10 September 2012

Health Care Reform -- Justice for All

The Oxford English Dictionary's earliest citation for "pre-existing condition" is from 1947.  Here it is:
Reno (Nevada) Evening Gaz. 14 Mar. 7/1   Many people with disabilities that formerly were not insurable can now secure this new health service and have these chronic pre-existing conditions removed or repaired.
This appears to refer to the creation of Britain's National Health Service, which occurred in 1947.  The "removal" or "repair" of pre-existing conditions sounds reassuring:  Get health care, get fixed.  Kind of like taking the car to the garage and getting a new air filter.

The  "pre-existing condition" -- a category for a person with an on-going illness -- is a new notion.  Disability theorists have long been pointing out that much about "disability" is socially conditioned, either in the material conditions that block movement (e.g. stairs for a person using a wheelchair) or in the social conditions that define people by abilities to perform certain physical tasks.

The "pre-existing condition," on the other hand, is a legal term, created by profit-bearing insurance companies for the specific purpose of avoiding giving coverage to individuals who might actually incur claims, and therefore reduce profits.
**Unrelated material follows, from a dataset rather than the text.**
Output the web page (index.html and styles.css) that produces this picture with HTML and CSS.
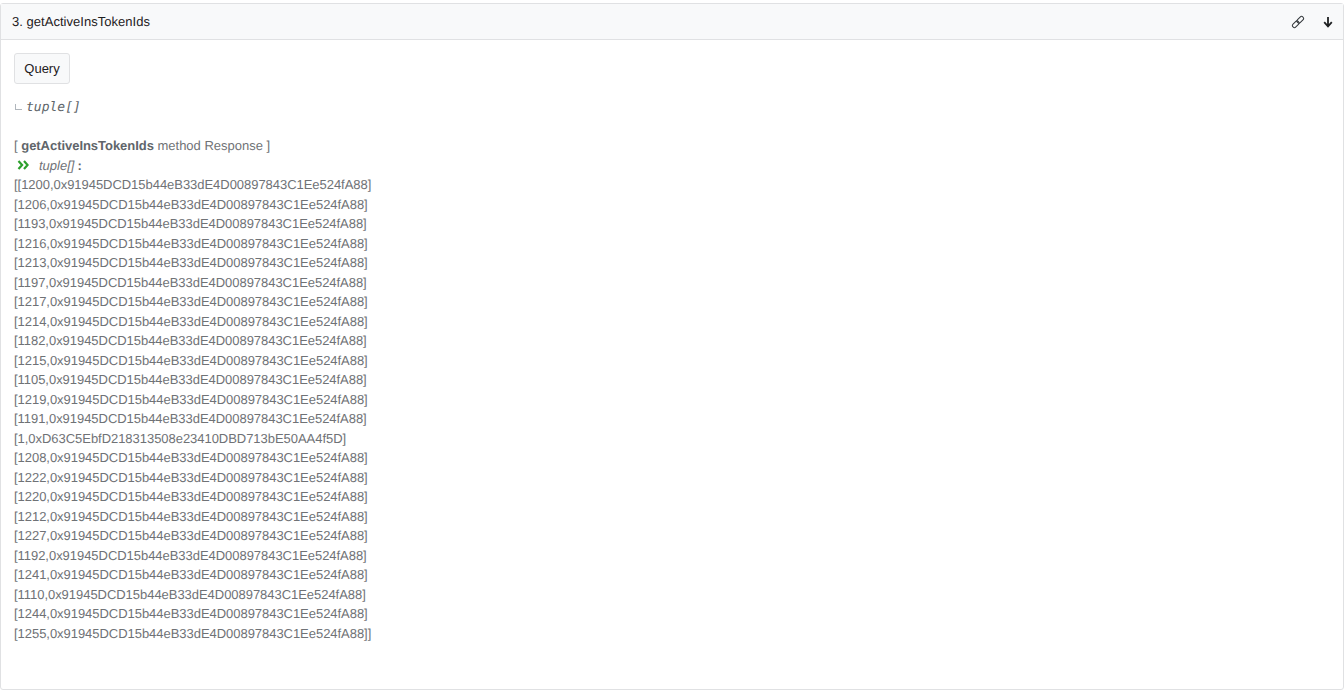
FILE: index.html
```html
<!DOCTYPE html>
<html lang="en">
<head>
<meta charset="utf-8">
<title>getActiveInsTokenIds</title>
<link rel="stylesheet" href="styles.css">
</head>
<body>
<section class="card">
  <header class="card-head">
    <span class="card-title">3. getActiveInsTokenIds</span>
    <div class="head-icons">
      <svg class="icon" width="14" height="14" viewBox="0 0 14 14" aria-hidden="true"><g fill="none" stroke="#33373b" stroke-width="1" transform="rotate(-45 7 7)"><rect x="0" y="5" width="7.6" height="4" rx="2"/><rect x="6.4" y="5" width="7.6" height="4" rx="2"/></g></svg>
      <svg class="icon" width="12" height="14" viewBox="0 0 12 14" aria-hidden="true"><path fill="none" stroke="#1e2022" stroke-width="1.8" d="M6 2v9.5M2.2 7.2L6 11.4l3.8-4.2"/></svg>
    </div>
  </header>
  <div class="card-body">
    <button class="query-btn" type="button">Query</button>
    <div class="output-type">
      <span class="corner"></span>
      <i class="mono">tuple[]</i>
    </div>
    <div class="response">
      <div class="line">[ <b>getActiveInsTokenIds</b> method Response ]</div>
      <div class="line type-line">
        <svg class="chevrons" width="12" height="10" viewBox="0 0 12 10" aria-hidden="true"><path fill="none" stroke="#2ca02c" stroke-width="2.2" d="M1.5 1l3.6 4-3.6 4M7 1l3.6 4L7 9"/></svg>
        <i class="type-name">tuple[]</i> <b class="colon">:</b>
      </div>
      <div class="rows">
        <div class="line">[[1200,0x91945DCD15b44eB33dE4D00897843C1Ee524fA88]</div>
        <div class="line">[1206,0x91945DCD15b44eB33dE4D00897843C1Ee524fA88]</div>
        <div class="line">[1193,0x91945DCD15b44eB33dE4D00897843C1Ee524fA88]</div>
        <div class="line">[1216,0x91945DCD15b44eB33dE4D00897843C1Ee524fA88]</div>
        <div class="line">[1213,0x91945DCD15b44eB33dE4D00897843C1Ee524fA88]</div>
        <div class="line">[1197,0x91945DCD15b44eB33dE4D00897843C1Ee524fA88]</div>
        <div class="line">[1217,0x91945DCD15b44eB33dE4D00897843C1Ee524fA88]</div>
        <div class="line">[1214,0x91945DCD15b44eB33dE4D00897843C1Ee524fA88]</div>
        <div class="line">[1182,0x91945DCD15b44eB33dE4D00897843C1Ee524fA88]</div>
        <div class="line">[1215,0x91945DCD15b44eB33dE4D00897843C1Ee524fA88]</div>
        <div class="line">[1105,0x91945DCD15b44eB33dE4D00897843C1Ee524fA88]</div>
        <div class="line">[1219,0x91945DCD15b44eB33dE4D00897843C1Ee524fA88]</div>
        <div class="line">[1191,0x91945DCD15b44eB33dE4D00897843C1Ee524fA88]</div>
        <div class="line">[1,0xD63C5EbfD218313508e23410DBD713bE50AA4f5D]</div>
        <div class="line">[1208,0x91945DCD15b44eB33dE4D00897843C1Ee524fA88]</div>
        <div class="line">[1222,0x91945DCD15b44eB33dE4D00897843C1Ee524fA88]</div>
        <div class="line">[1220,0x91945DCD15b44eB33dE4D00897843C1Ee524fA88]</div>
        <div class="line">[1212,0x91945DCD15b44eB33dE4D00897843C1Ee524fA88]</div>
        <div class="line">[1227,0x91945DCD15b44eB33dE4D00897843C1Ee524fA88]</div>
        <div class="line">[1192,0x91945DCD15b44eB33dE4D00897843C1Ee524fA88]</div>
        <div class="line">[1241,0x91945DCD15b44eB33dE4D00897843C1Ee524fA88]</div>
        <div class="line">[1110,0x91945DCD15b44eB33dE4D00897843C1Ee524fA88]</div>
        <div class="line">[1244,0x91945DCD15b44eB33dE4D00897843C1Ee524fA88]</div>
        <div class="line">[1255,0x91945DCD15b44eB33dE4D00897843C1Ee524fA88]]</div>
      </div>
    </div>
  </div>
</section>
</body>
</html>
```
FILE: styles.css
```css
* { box-sizing: border-box; }
html, body { margin: 0; padding: 0; background: #fff; }
body {
  font-family: "Liberation Sans", Arial, sans-serif;
  font-size: 13px;
  color: #6f7276;
  height: 692px;
  overflow: hidden;
  padding-top: 3px;
  text-rendering: geometricPrecision;
}
.card {
  height: 687px;
  border: 1px solid #e0e1e3;
  border-radius: 3px;
}
.card-head {
  height: 36px;
  background: #f8f9fa;
  border-bottom: 1px solid #e0e1e3;
  display: flex;
  align-items: center;
  justify-content: space-between;
  padding: 0 9px 0 11px;
}
.card-title { color: #1e2022; font-size: 13px; letter-spacing: 0.03px; }
.head-icons { display: flex; align-items: center; gap: 17px; }
.icon { display: block; }
.card-body { padding: 13px 13px 0; }
.query-btn {
  display: block;
  width: 56px;
  height: 31px;
  padding: 0;
  background: #f8f9fa;
  border: 1px solid #e0e1e3;
  border-radius: 3px;
  font: 13px "Liberation Sans", Arial, sans-serif;
  color: #1e2022;
}
.output-type {
  display: flex;
  align-items: center;
  height: 16px;
  margin-top: 15px;
  gap: 4px;
}
.corner {
  width: 7px;
  height: 6px;
  border-left: 1px solid #b0b6bc;
  border-bottom: 1px solid #b0b6bc;
  margin-left: 1px;
}
.mono { font-family: "DejaVu Sans Mono", monospace; font-size: 13px; color: #60656a; }
.response { margin-top: 21px; }
.rows { letter-spacing: -0.04px; }
.line { height: 19.5px; line-height: 19.5px; white-space: nowrap; }
.line b { color: #60656a; letter-spacing: -0.04px; }
.type-line { display: flex; align-items: center; }
.chevrons { margin-left: 3px; margin-right: 10px; }
.type-name { margin-right: 3px; }
```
If not for emergency rooms, I'd be dead.  So would The Offspring.  But I might have been taken out of the gene pool before I got around to bearing The Offspring, so the question might be moot.  So you might argue that modern medicine, not insurance law, created The Pre-Existing Condition, by letting me live.

If you're healthy, if everyone in your family is healthy, then you get to go through life not worrying about these things.  Not worrying that if you lose your job, you'll lose your health insurance, and your ability to pay for medications or devices (manufactured by large, profit-bearing pharmaceutical corporations) that go on keeping you alive.

But for those of us who take those medications daily, twice daily, every pill and every puff is a reminder of mortality delayed.  Health care reform is a harbinger of hope that even if I have to keep taking pills, I can stop worrying that if I get too sick to work, I'll lose my health insurance. 

If you believe that society has no obligations to care for the young, the weak, the frail, and the old, then you probably think health insurance reform is government excess.  But if you think health care is a right and not an privilege, something everyone should have access to, not just those wealthy enough to pay, then health insurance reform is essential to a just and fair society.